What is important in the statement of Bodart is his assertion that contraception adds malice to illicit sexual acts. Thomas would agree with that. The condom, the IUD, the Pill, all contraceptives have this in common, that they answer to the description of Thomas as being the practice of "unnatural vice ... from which generation cannot follow" (ST 11-11, 154, 11). An unnatural act by which a person seeks sexual pleasure from which human generation cannot follow is the worst among the seven species which Thomas lists as offending against the sixth commandment (cf. Ibid. 12). He enumerates among the unnatural acts masturbation, bestiality, sodomy, acts from which generation cannot follow [read contraception]; these are acts "whereby the very order of nature is violated, in which an injury is done to God, the Author of nature" (Ibid. 12).

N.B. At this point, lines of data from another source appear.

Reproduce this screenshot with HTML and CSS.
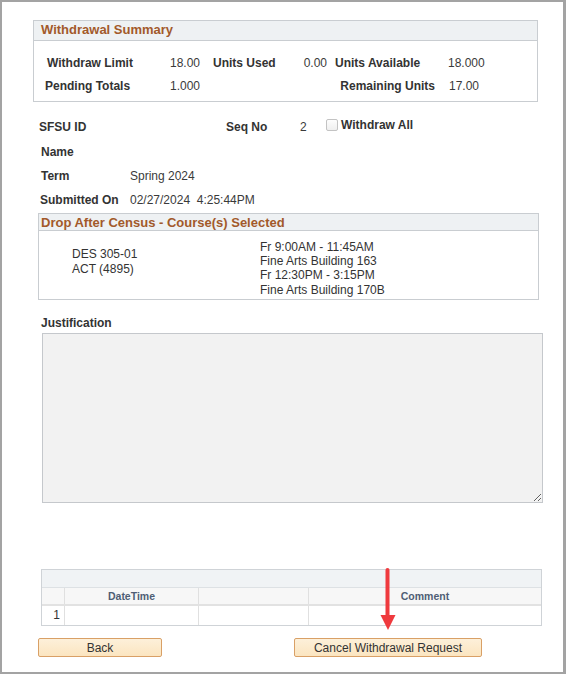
FILE: index.html
```html
<!DOCTYPE html>
<html>
<head>
<meta charset="utf-8">
<link rel="stylesheet" href="styles.css">
</head>
<body>
<div class="frame">
  <section class="box summary">
    <div class="box-head">Withdrawal Summary</div>
    <div class="sum-grid">
      <div class="lbl pad2">Withdraw Limit</div>
      <div class="val">18.00</div>
      <div class="lbl">Units Used</div>
      <div class="val right">0.00</div>
      <div class="lbl padl8">Units Available</div>
      <div class="val padl8">18.000</div>

      <div class="lbl">Pending Totals</div>
      <div class="val">1.000</div>
      <div></div>
      <div></div>
      <div class="lbl right padr5">Remaining Units</div>
      <div class="val padl9">17.00</div>
    </div>
  </section>

  <section class="info">
    <div class="info-row">
      <div class="lbl w-id">SFSU ID</div>
      <div class="lbl w-seq">Seq No</div>
      <div class="val w-num">2</div>
      <div class="check-wrap"><span class="checkbox"></span><span class="lbl">Withdraw All</span></div>
    </div>
    <div class="info-row">
      <div class="lbl w-label pad2">Name</div>
    </div>
    <div class="info-row">
      <div class="lbl w-label pad2">Term</div>
      <div class="val">Spring 2024</div>
    </div>
    <div class="info-row">
      <div class="lbl w-label pad1">Submitted On</div>
      <div class="val">02/27/2024&nbsp; 4:25:44PM</div>
    </div>
  </section>

  <section class="box drop">
    <div class="box-head drop-head">Drop After Census - Course(s) Selected</div>
    <div class="drop-body">
      <div class="course">
        <div>DES 305-01</div>
        <div>ACT (4895)</div>
      </div>
      <div class="sched">
        <div>Fr 9:00AM - 11:45AM</div>
        <div>Fine Arts Building 163</div>
        <div>Fr 12:30PM - 3:15PM</div>
        <div>Fine Arts Building 170B</div>
      </div>
    </div>
  </section>

  <div class="lbl just-label">Justification</div>
  <textarea class="just-area"></textarea>

  <div class="grid">
    <div class="grid-bar"></div>
    <div class="grid-cols">
      <div class="gc"></div>
      <div class="gc sep">DateTime</div>
      <div class="gc sep"></div>
      <div class="gc sep">Comment</div>
    </div>
    <div class="grid-row">
      <div class="gr num">1</div>
      <div class="gr sep"></div>
      <div class="gr sep"></div>
      <div class="gr sep"></div>
    </div>
  </div>

  <div class="buttons">
    <button class="btn btn-back">Back</button>
    <button class="btn btn-cancel">Cancel Withdrawal Request</button>
  </div>

  <svg class="arrow" width="20" height="68" viewBox="0 0 20 68">
    <line x1="9.5" y1="4" x2="9.5" y2="52" stroke="#ef3a3e" stroke-width="4" stroke-linecap="round"/>
    <polygon points="2.5,49 17.5,49 10,64" fill="#ef3a3e"/>
  </svg>
</div>
</body>
</html>
```
FILE: styles.css
```css
* { box-sizing: border-box; }
html, body { margin: 0; padding: 0; background: #fff; }
body {
  font-family: "Liberation Sans", Arial, sans-serif;
  font-size: 12px;
  color: #333;
}
.frame {
  position: relative;
  width: 566px;
  height: 674px;
  border-style: solid;
  border-color: #a3a3a3;
  border-width: 2px 3px 2px 2px;
  overflow: hidden;
}
.lbl { font-weight: bold; color: #333; white-space: nowrap; }
.val { color: #3a3a3a; white-space: nowrap; }
.right { text-align: right; }
.pad1 { padding-left: 1px; }
.pad2 { padding-left: 2px; }
.padl8 { padding-left: 8px; }
.padl9 { padding-left: 9px; }
.padr5 { padding-right: 5px; }

.box {
  border: 1px solid #c9cdd1;
  background: #fff;
}
.box-head {
  background: #eef1f3;
  border-bottom: 1px solid #c9cdd1;
  color: #a2592a;
  font-weight: bold;
  font-size: 13px;
  line-height: 16px;
  height: 20px;
  padding: 1px 0 2px 7px;
}
.summary {
  margin: 18px 0 0 31px;
  width: 505px;
  height: 82px;
}
.sum-grid {
  display: grid;
  grid-template-columns: 125px 43px 62px 52px 113px auto;
  grid-auto-rows: 23px;
  align-items: center;
  padding: 10px 0 4px 11px;
}

.info {
  margin: 13px 0 0 37px;
}
.info-row {
  display: flex;
  align-items: center;
  height: 24px;
  padding-top: 1px;
}
.info-row:first-child { padding-top: 0; }
.w-id { width: 187px; }
.w-seq { width: 74px; }
.w-num { width: 26px; }
.w-label { width: 91px; }
.check-wrap {
  display: flex;
  align-items: center;
  margin-top: -4px;
}
.checkbox {
  display: inline-block;
  width: 12px;
  height: 12px;
  border: 1px solid #c3c3c3;
  border-radius: 2px;
  background: linear-gradient(#fdfdfd, #efefef);
  margin-right: 3px;
}

.drop {
  margin: 2px 0 0 36px;
  width: 501px;
  height: 87px;
}
.drop-head {
  height: 17px;
  padding: 1px 0 0 2px;
}
.drop-body {
  display: flex;
  height: 68px;
}
.course {
  width: 221px;
  padding: 16px 0 0 33px;
  line-height: 15px;
}
.sched {
  padding-top: 8.5px;
  line-height: 14.4px;
}

.just-label {
  margin: 15px 0 0 39px;
  line-height: 16px;
}
.just-area {
  display: block;
  margin: 2px 0 0 40px;
  width: 501px;
  height: 170px;
  background: #f2f2f2;
  border: 1px solid #c5c8cc;
  border-radius: 0;
  padding: 2px;
  resize: both;
  font-family: "Liberation Sans", Arial, sans-serif;
}

.grid {
  margin: 66px 0 0 39px;
  width: 501px;
  border: 1px solid #cfd3d7;
}
.grid-bar {
  height: 18px;
  background: #f0f3f5;
  border-bottom: 1px solid #dde1e4;
}
.grid-cols, .grid-row {
  display: grid;
  grid-template-columns: 22px 134px 110px 1fr;
}
.grid-cols {
  height: 18px;
  background: #f7f7f7;
  border-bottom: 2px solid #e2e2e2;
}
.gc {
  font-weight: bold;
  font-size: 10.5px;
  color: #4f5e75;
  text-align: center;
  line-height: 16px;
}
.grid-row { height: 19px; }
.gr { line-height: 19px; }
.sep { border-left: 1px solid #e0e0e0; }
.num { text-align: right; padding-right: 4px; }

.buttons {
  display: flex;
  margin: 12px 0 0 36px;
}
.btn {
  height: 19px;
  border: 1px solid #d9a066;
  border-radius: 2px;
  background: linear-gradient(#fdf0da, #fbe5c0);
  font-family: "Liberation Sans", Arial, sans-serif;
  font-size: 12px;
  color: #333;
  padding: 1px 0 0;
  line-height: 16px;
}
.btn-back { width: 124px; }
.btn-cancel { width: 188px; margin-left: 132px; }

.arrow {
  position: absolute;
  left: 376px;
  top: 564px;
}
```
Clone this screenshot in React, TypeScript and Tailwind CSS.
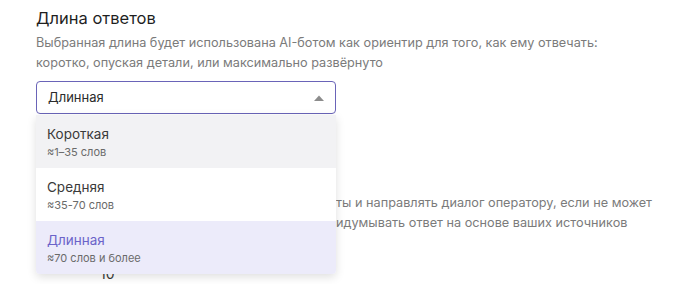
import { useState } from 'react'

interface LengthOption {
  id: string
  title: string
  hint: string
}

const options: LengthOption[] = [
  { id: 'short', title: 'Короткая', hint: '≈1–35 слов' },
  { id: 'medium', title: 'Средняя', hint: '≈35-70 слов' },
  { id: 'long', title: 'Длинная', hint: '≈70 слов и более' },
]

function ArrowUp() {
  return (
    <svg width="10" height="6" viewBox="0 0 10 6" className="fill-[#8c8c8c]">
      <path d="M0 6 L5 0.5 L10 6 Z" />
    </svg>
  )
}

export default function App() {
  const [value, setValue] = useState('long')
  const [hovered, setHovered] = useState('short')
  const current = options.find((o) => o.id === value)!

  return (
    <div className="relative h-[284px] w-[677px] overflow-hidden bg-white font-['Inter',sans-serif]">
      <div className="pl-[36px] pt-[5px]">
        <h2 className="text-[16.5px] leading-[26px] text-[#1f1f1f]">Длина ответов</h2>
        <p className="mt-[2px] text-[12.7px] leading-[20px] text-[#7b7b7b]">
          Выбранная длина будет использована AI-ботом как ориентир для того, как ему отвечать:
          <br />
          коротко, опуская детали, или максимально развёрнуто
        </p>

        <div className="relative z-10 mt-[8px] w-[300px]">
          <button
            type="button"
            className="flex h-[33px] w-full items-center justify-between rounded-[4px] border border-[#6a64b8] pl-[11px] pr-[11px] text-left text-[13px] text-[#2b2b2b]"
          >
            {current.title}
            <ArrowUp />
          </button>
          <ul className="absolute left-0 top-[34px] w-full overflow-hidden rounded-b-[4px] bg-white shadow-[0_3px_10px_rgba(0,0,0,0.13)]">
            {options.map((o) => {
              const selected = o.id === value
              const bg = selected ? 'bg-[#ecebfa]' : hovered === o.id ? 'bg-[#f2f2f4]' : 'bg-white'
              return (
                <li
                  key={o.id}
                  onClick={() => setValue(o.id)}
                  onMouseEnter={() => setHovered(o.id)}
                  className={`h-[53px] cursor-pointer px-[11px] pt-[10px] ${bg}`}
                >
                  <div className={`text-[13.5px] leading-[18px] ${selected ? 'text-[#6b63c9]' : 'text-[#3a3a3a]'}`}>
                    {o.title}
                  </div>
                  <div className="mt-[2px] text-[11px] leading-[15px] text-[#6a6a6a]">{o.hint}</div>
                </li>
              )
            })}
          </ul>
        </div>

        {/* section underneath the open list: only its right part shows */}
        <div className="mt-[79px] text-[12.7px] leading-[20px] text-[#7b7b7b]">
          <div className="flex">
            <span className="w-[300px] shrink-0" />
            <span className="whitespace-nowrap">ты и направлять диалог оператору, если не может</span>
          </div>
          <div className="flex">
            <span className="w-[300px] shrink-0" />
            <span className="whitespace-nowrap">идумывать ответ на основе ваших источников</span>
          </div>
        </div>
        <div className="mt-[31px] pl-[64px] text-[14px] leading-[20px] text-[#3a3a3a]">10</div>
      </div>
    </div>
  )
}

These unnatural acts are worse even than fornication, adultery, incest, seduction, and rape, asserts Thomas. He damns unnatural acts so severely because they oppose a principle at its source: "In every genus, worst of all is the corruption of the principle on which the rest depend . . . Therefore, since by the unnatural vices man transgresses that which has been determined by nature with regard to the use of venereal actions, it follows that in this matter this sin is gravest of all. After it comes Incest ... and the other species of lust (which) imply a transgression merely of that which is determined by right reason, on the presupposition, however, of natural principles" (Ibid. 12). Thus Thomas supports Bodart on the issue that contraception adds specific malice to already sinful acts against the sixth commandment.